━━━ Data section

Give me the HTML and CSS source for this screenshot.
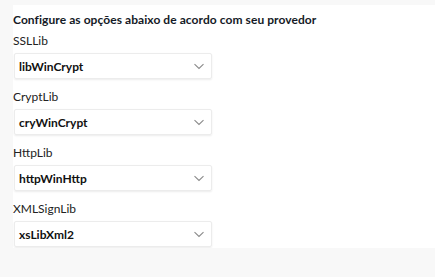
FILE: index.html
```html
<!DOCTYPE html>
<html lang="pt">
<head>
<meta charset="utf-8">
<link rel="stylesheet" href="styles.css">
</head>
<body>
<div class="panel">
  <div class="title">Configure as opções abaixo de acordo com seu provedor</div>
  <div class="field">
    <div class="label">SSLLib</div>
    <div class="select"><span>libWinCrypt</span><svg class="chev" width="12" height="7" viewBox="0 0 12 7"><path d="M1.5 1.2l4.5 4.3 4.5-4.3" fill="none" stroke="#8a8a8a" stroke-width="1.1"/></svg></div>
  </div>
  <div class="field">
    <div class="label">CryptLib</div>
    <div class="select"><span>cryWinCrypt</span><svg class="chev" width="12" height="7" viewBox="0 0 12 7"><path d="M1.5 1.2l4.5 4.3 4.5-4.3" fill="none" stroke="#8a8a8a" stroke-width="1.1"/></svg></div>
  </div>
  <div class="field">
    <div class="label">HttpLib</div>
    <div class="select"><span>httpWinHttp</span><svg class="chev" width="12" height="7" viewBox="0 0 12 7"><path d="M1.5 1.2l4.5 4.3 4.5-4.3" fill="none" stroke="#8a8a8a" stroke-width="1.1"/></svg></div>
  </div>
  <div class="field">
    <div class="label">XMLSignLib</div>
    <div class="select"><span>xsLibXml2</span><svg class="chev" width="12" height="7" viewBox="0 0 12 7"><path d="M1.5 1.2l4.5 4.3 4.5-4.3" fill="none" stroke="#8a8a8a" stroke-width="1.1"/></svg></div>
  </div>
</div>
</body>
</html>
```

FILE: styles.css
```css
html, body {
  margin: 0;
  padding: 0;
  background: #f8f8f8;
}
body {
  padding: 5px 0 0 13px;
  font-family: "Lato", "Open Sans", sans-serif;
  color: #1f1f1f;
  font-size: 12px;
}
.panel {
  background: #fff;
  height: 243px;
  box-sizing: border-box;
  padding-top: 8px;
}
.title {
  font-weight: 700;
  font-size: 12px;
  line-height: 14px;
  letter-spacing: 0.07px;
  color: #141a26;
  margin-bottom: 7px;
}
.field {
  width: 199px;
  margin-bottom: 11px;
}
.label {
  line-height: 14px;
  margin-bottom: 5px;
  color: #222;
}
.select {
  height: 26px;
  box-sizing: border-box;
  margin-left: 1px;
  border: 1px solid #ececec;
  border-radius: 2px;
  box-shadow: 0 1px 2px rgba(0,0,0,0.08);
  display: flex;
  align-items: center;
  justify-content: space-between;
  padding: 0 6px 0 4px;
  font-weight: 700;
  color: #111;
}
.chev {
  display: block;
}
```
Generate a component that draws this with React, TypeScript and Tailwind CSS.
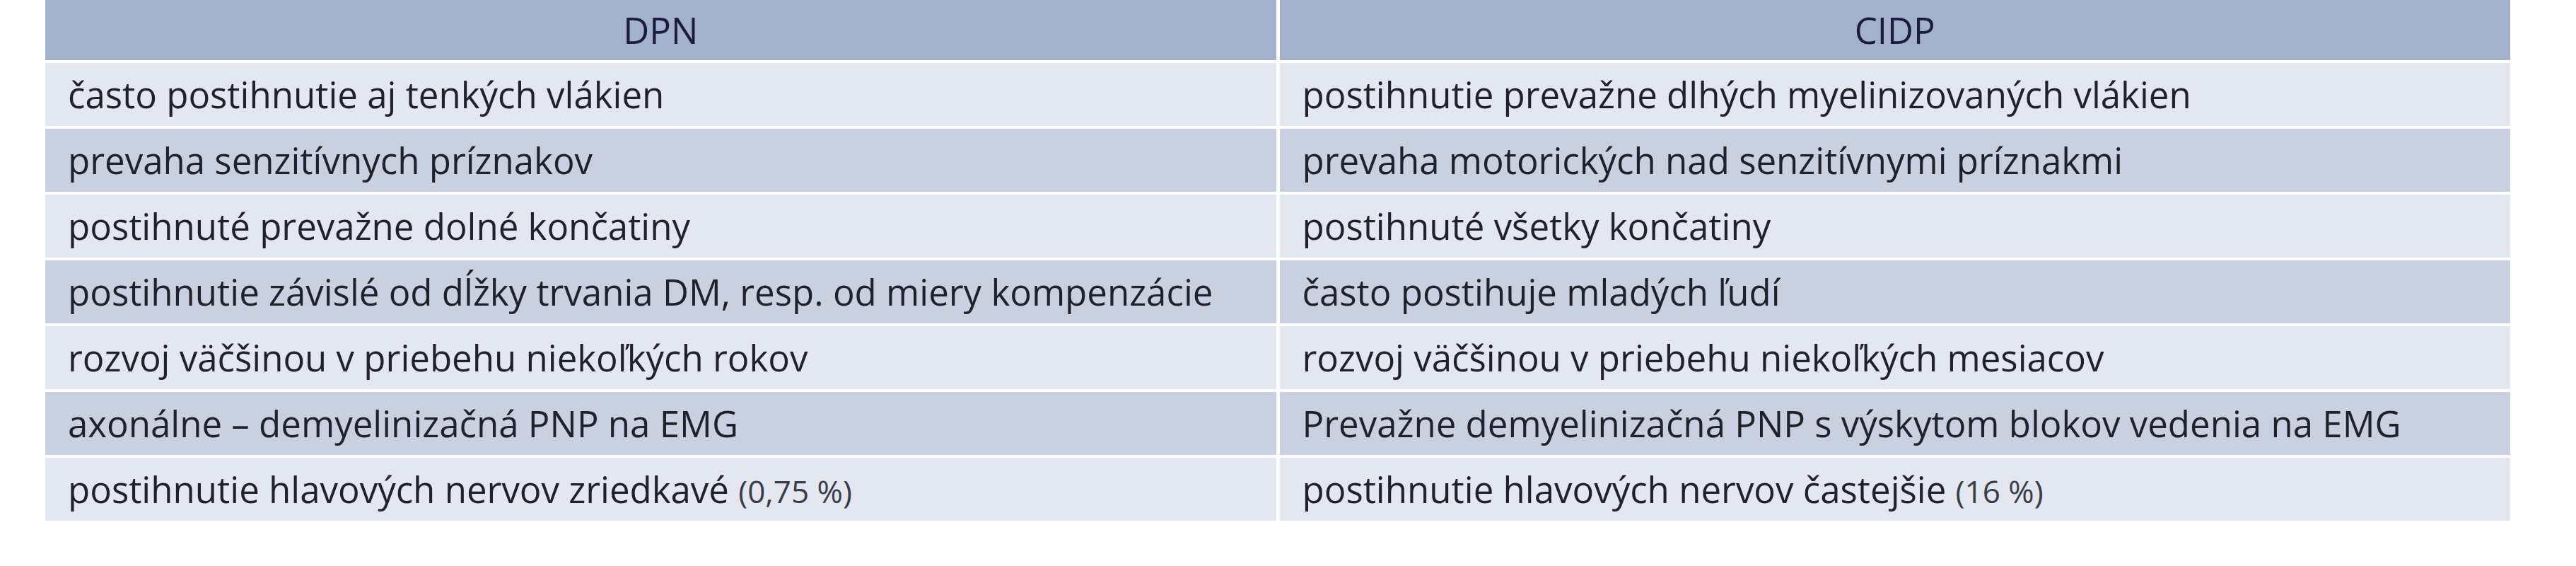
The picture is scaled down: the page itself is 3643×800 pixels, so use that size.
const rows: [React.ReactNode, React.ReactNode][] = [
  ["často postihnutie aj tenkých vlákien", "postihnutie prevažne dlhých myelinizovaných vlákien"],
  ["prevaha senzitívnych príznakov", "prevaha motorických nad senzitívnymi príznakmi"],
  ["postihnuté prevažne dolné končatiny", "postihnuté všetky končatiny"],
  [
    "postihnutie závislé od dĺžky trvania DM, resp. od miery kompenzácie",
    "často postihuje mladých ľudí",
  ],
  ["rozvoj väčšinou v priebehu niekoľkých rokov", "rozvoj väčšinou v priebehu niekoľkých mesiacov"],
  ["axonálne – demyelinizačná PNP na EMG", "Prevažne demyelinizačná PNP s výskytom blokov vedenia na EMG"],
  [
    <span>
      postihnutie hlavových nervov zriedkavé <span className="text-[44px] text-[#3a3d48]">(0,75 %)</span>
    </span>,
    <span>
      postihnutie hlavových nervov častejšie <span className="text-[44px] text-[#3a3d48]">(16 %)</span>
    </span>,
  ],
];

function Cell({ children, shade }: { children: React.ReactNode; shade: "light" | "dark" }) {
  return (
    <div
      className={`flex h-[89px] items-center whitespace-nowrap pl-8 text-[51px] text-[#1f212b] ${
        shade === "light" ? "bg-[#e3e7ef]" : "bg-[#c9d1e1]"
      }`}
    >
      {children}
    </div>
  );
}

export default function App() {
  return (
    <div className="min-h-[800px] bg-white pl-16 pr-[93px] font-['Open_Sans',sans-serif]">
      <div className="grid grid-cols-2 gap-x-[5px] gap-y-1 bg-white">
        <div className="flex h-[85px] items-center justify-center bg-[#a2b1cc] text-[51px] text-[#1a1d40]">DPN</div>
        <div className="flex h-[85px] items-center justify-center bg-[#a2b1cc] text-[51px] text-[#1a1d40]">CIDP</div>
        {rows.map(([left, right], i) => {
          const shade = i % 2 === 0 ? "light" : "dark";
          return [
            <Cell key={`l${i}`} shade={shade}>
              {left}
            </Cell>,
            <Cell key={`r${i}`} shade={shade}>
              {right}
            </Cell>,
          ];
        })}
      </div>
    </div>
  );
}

━━━━━━

Your task is to transcribe all of the records precisely, with no images included.

# The result:
Give me the HTML and CSS source for this screenshot.
FILE: index.html
```html
<!DOCTYPE html>
<html lang="pt">
<head>
<meta charset="utf-8">
<link rel="stylesheet" href="styles.css">
</head>
<body>
<div class="panel">
  <div class="title">Configure as opções abaixo de acordo com seu provedor</div>
  <div class="field">
    <div class="label">SSLLib</div>
    <div class="select"><span>libWinCrypt</span><svg class="chev" width="12" height="7" viewBox="0 0 12 7"><path d="M1.5 1.2l4.5 4.3 4.5-4.3" fill="none" stroke="#8a8a8a" stroke-width="1.1"/></svg></div>
  </div>
  <div class="field">
    <div class="label">CryptLib</div>
    <div class="select"><span>cryWinCrypt</span><svg class="chev" width="12" height="7" viewBox="0 0 12 7"><path d="M1.5 1.2l4.5 4.3 4.5-4.3" fill="none" stroke="#8a8a8a" stroke-width="1.1"/></svg></div>
  </div>
  <div class="field">
    <div class="label">HttpLib</div>
    <div class="select"><span>httpWinHttp</span><svg class="chev" width="12" height="7" viewBox="0 0 12 7"><path d="M1.5 1.2l4.5 4.3 4.5-4.3" fill="none" stroke="#8a8a8a" stroke-width="1.1"/></svg></div>
  </div>
  <div class="field">
    <div class="label">XMLSignLib</div>
    <div class="select"><span>xsLibXml2</span><svg class="chev" width="12" height="7" viewBox="0 0 12 7"><path d="M1.5 1.2l4.5 4.3 4.5-4.3" fill="none" stroke="#8a8a8a" stroke-width="1.1"/></svg></div>
  </div>
</div>
</body>
</html>
```

FILE: styles.css
```css
html, body {
  margin: 0;
  padding: 0;
  background: #f8f8f8;
}
body {
  padding: 5px 0 0 13px;
  font-family: "Lato", "Open Sans", sans-serif;
  color: #1f1f1f;
  font-size: 12px;
}
.panel {
  background: #fff;
  height: 243px;
  box-sizing: border-box;
  padding-top: 8px;
}
.title {
  font-weight: 700;
  font-size: 12px;
  line-height: 14px;
  letter-spacing: 0.07px;
  color: #141a26;
  margin-bottom: 7px;
}
.field {
  width: 199px;
  margin-bottom: 11px;
}
.label {
  line-height: 14px;
  margin-bottom: 5px;
  color: #222;
}
.select {
  height: 26px;
  box-sizing: border-box;
  margin-left: 1px;
  border: 1px solid #ececec;
  border-radius: 2px;
  box-shadow: 0 1px 2px rgba(0,0,0,0.08);
  display: flex;
  align-items: center;
  justify-content: space-between;
  padding: 0 6px 0 4px;
  font-weight: 700;
  color: #111;
}
.chev {
  display: block;
}
```
Generate a component that draws this with React, TypeScript and Tailwind CSS.
The picture is scaled down: the page itself is 3643×800 pixels, so use that size.
const rows: [React.ReactNode, React.ReactNode][] = [
  ["často postihnutie aj tenkých vlákien", "postihnutie prevažne dlhých myelinizovaných vlákien"],
  ["prevaha senzitívnych príznakov", "prevaha motorických nad senzitívnymi príznakmi"],
  ["postihnuté prevažne dolné končatiny", "postihnuté všetky končatiny"],
  [
    "postihnutie závislé od dĺžky trvania DM, resp. od miery kompenzácie",
    "často postihuje mladých ľudí",
  ],
  ["rozvoj väčšinou v priebehu niekoľkých rokov", "rozvoj väčšinou v priebehu niekoľkých mesiacov"],
  ["axonálne – demyelinizačná PNP na EMG", "Prevažne demyelinizačná PNP s výskytom blokov vedenia na EMG"],
  [
    <span>
      postihnutie hlavových nervov zriedkavé <span className="text-[44px] text-[#3a3d48]">(0,75 %)</span>
    </span>,
    <span>
      postihnutie hlavových nervov častejšie <span className="text-[44px] text-[#3a3d48]">(16 %)</span>
    </span>,
  ],
];

function Cell({ children, shade }: { children: React.ReactNode; shade: "light" | "dark" }) {
  return (
    <div
      className={`flex h-[89px] items-center whitespace-nowrap pl-8 text-[51px] text-[#1f212b] ${
        shade === "light" ? "bg-[#e3e7ef]" : "bg-[#c9d1e1]"
      }`}
    >
      {children}
    </div>
  );
}

export default function App() {
  return (
    <div className="min-h-[800px] bg-white pl-16 pr-[93px] font-['Open_Sans',sans-serif]">
      <div className="grid grid-cols-2 gap-x-[5px] gap-y-1 bg-white">
        <div className="flex h-[85px] items-center justify-center bg-[#a2b1cc] text-[51px] text-[#1a1d40]">DPN</div>
        <div className="flex h-[85px] items-center justify-center bg-[#a2b1cc] text-[51px] text-[#1a1d40]">CIDP</div>
        {rows.map(([left, right], i) => {
          const shade = i % 2 === 0 ? "light" : "dark";
          return [
            <Cell key={`l${i}`} shade={shade}>
              {left}
            </Cell>,
            <Cell key={`r${i}`} shade={shade}>
              {right}
            </Cell>,
          ];
        })}
      </div>
    </div>
  );
}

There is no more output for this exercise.